Military close combat is all about taking out the enemy at all costs and training the way one intends to operate, "Kill or get Killed" in the words of the late great Colonel Rex Applegate.
Proponents of military close combat must come up through the ranks on entry, basic and advanced courses before instructors courses are undertaken to ensure they know how to train, practise and employ the deadly skills.
Special Operation close combat require a wide and varied range of armed and unarmed combat skills that equally require specific training equipment and specialised training areas.
The investment with getting an operator through selection and training phases of qualification and then operational is considerable and must be protected by training practises, places and kit that are inline with risk prevention but never by sacrificing the terminal nature of the training.
Toughener and sickener phases must remain.
Pre the Great Wars, the military developed and employed as part of close combat operational training methods of practising target entry, assault and escape and evasion that were not only to enhance tactical skills but also developed physical skills for combat.
Scaling walls, the sides of ships, climbing cliffs and cargo nets, moving covertly along beaches or over rough terrain were all training aspects that enhanced combat ability.
'Trainasiums' as they were often known or assault courses would incorporate cargo net climbs, rope swings from high platforms and vertical and horizontal rope manoeuvring and climbing to ascend, descend or cross an obstacle. Walls, hurdles, pits, ladders, poles and bars as well as tunnels and under crawl obstacles made up some of the obstacles on an assault course. These practises were designed to develop individual's ability to move fast and hard, down low, up high or under a range of stress related conditions that would quickly expose weaknesses and develop individual combatants strength, speed, endurance and ability to operate in combat.
Today many people opt for weight training alone for strength training but this does not provide the endurance related aspects of load carrying over distance and varied terrain of assault courses. Many such types of weight training on their own simply don't provide the combatant with the ability to carry or move their own weight or someone else's over great distances. Weights tend to be well balanced and designed for ease of holding whereas carrying packs, logs and the dead weight of a human body up and over obstacles is a very different type of training.
Sand bags or artillery shells full of concrete stretcher carrying a human weight are also exercises where extreme balance and physical conditioning is paramount.

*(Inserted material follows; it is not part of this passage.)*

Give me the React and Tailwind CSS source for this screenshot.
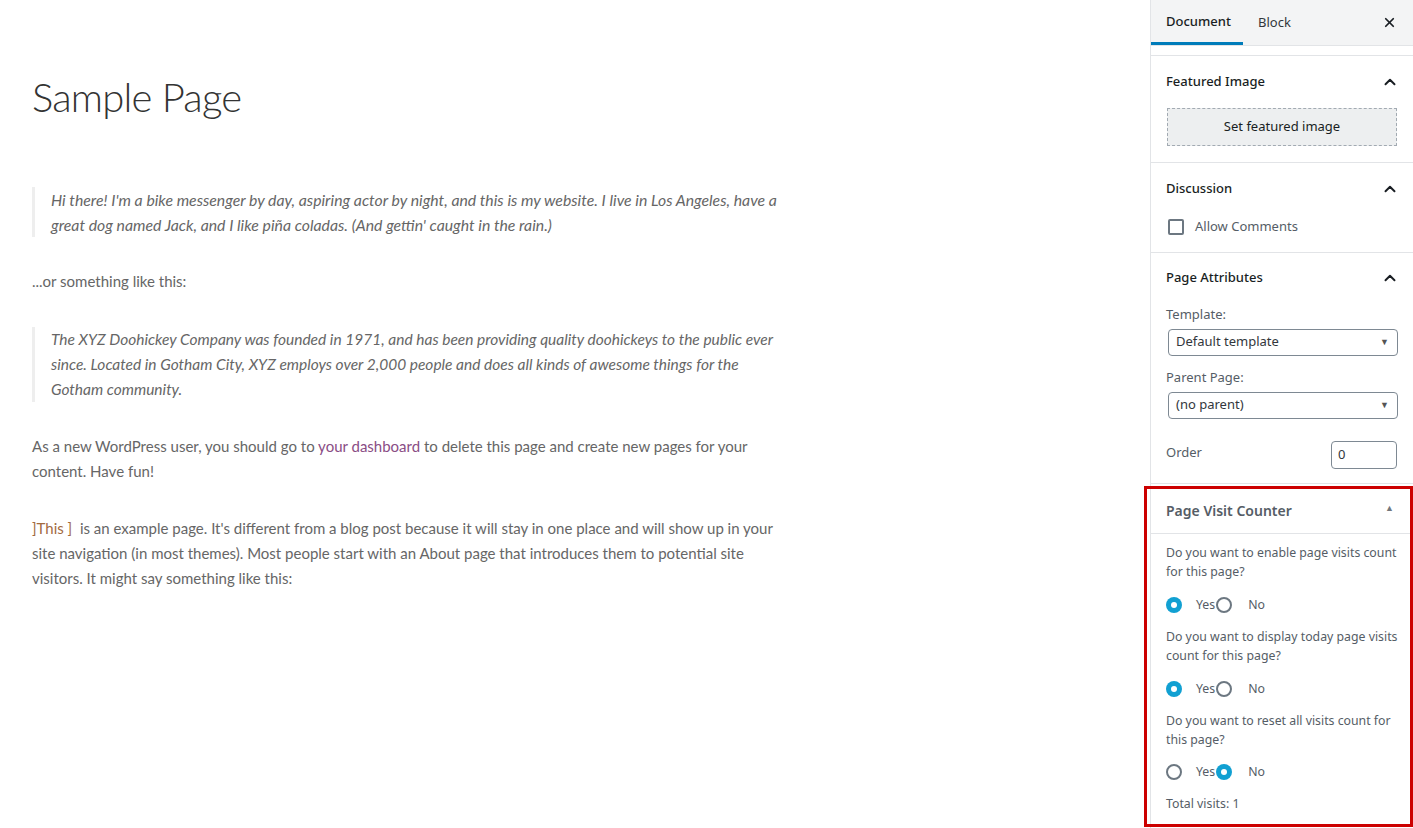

The strength of grip developed through rope and bar climbing is positively transferred into close quarter combat when seizing or securing or crushing an enemies bodily parts.
Webbing and packs can be loaded with increased loads to make the exercise more and more difficult and the steepness of the course and height or depth of the obstacles can be extended to increase difficulty and increase gains.
Belts and webbing are also important parts of close combat training and employment and their combat importance is instructed on combative courses.
Involving water, mud or sand are other methods of upping the anti and increasing the gains and this includes amphibious close quarters combat.
Battle or practical handling exercises with vehicle pushes, jerry can carries and every possible operational disaster humanly imaginable are all character, confidence and competence building, along with improving all combat related physical performance aspects.
There were many military close combatants that were well suited to close combat practises by the very nature of their prior work on farms, in the forestry and as hunters in the hills.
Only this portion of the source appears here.